Here, I slept easily for three hours before it got too bright to sleep. It remained warm the whole time, despite rest of the car being freezing. When I got up, I realized I had parked on the edge of a vineyard and the grape vines, which you could see for miles were all covered in snow. The sky was white and it looked like a whiteout.
I kept driving, determined to make the olive farm before lunch. I didn’t quite make it. I missed my exit and ended up in Monaco and had to drive back through Eze. I was so frustrated that I actually yelled in the car. When I heard how annoying I sounded, I stopped. I was still really irritated, but as i pulled back onto the coastal road towards Nice I checked myself, saying aloud, “Oh poor you, you HAVE to drive through Eze, you HAVE to look out over the Mediterranean for an extra 20 minutes, what a rough life you have.” Then I was fine.
I got to the olive farm around 12:30 and parked in front of Claude’s. I knew Mike would be eating at Margarite’s house, so I used the time to brush my teeth and change my clothes. I was just about to walk up to find him and he started walking down the hill. He was dressed in a red plaid flannel shirt, jeans and work boots (coincidentally the same outfit he wore to be a lumberjack for Halloween) and he looked so much bigger than I had remembered.
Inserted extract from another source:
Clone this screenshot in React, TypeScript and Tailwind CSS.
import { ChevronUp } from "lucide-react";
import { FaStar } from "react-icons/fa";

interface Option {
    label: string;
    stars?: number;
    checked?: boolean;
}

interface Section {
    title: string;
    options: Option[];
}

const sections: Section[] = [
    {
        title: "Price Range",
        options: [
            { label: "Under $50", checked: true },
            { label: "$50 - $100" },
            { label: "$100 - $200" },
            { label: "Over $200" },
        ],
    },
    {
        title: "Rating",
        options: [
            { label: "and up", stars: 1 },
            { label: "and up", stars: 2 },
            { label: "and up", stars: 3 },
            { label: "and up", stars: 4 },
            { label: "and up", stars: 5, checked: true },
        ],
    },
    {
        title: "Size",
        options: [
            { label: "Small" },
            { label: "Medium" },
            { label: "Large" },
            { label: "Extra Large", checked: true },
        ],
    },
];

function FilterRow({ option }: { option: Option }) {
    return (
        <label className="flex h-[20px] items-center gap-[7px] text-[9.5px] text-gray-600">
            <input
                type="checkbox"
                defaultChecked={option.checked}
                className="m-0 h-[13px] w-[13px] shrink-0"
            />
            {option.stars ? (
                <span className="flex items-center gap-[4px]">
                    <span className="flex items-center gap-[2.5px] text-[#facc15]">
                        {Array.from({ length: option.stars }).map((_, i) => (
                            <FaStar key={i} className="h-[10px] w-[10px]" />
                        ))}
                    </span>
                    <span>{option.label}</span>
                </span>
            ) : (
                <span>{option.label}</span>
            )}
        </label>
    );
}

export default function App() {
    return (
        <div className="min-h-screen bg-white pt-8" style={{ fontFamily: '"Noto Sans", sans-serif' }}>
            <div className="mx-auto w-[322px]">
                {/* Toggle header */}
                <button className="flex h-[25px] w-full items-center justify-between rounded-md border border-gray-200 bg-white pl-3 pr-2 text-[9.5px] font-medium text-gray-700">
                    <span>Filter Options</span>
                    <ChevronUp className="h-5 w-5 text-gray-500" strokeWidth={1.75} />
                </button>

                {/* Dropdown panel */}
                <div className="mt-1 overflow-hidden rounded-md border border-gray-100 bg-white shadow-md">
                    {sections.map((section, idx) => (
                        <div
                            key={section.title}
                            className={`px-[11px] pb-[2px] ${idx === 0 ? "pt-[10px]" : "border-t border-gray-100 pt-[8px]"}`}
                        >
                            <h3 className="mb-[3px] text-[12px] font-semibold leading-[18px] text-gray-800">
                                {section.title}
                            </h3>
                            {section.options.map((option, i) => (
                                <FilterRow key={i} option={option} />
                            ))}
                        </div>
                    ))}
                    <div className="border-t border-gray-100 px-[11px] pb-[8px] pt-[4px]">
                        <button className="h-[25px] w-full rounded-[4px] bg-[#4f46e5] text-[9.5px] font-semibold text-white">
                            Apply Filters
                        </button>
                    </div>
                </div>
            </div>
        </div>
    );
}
His shoulders made him look like a giant box and i likened him to Sponge Bob.
It was so good to see him and we chatted for an hour straight before I laid down to take a nap while he went back to work.
I had mixed feelings about being back on the olive farm, which I’ll write about later when I have a little more time (Mike is impatient to get on the road this morning), but I just wanted to say that I made it, we’re together, all’s well.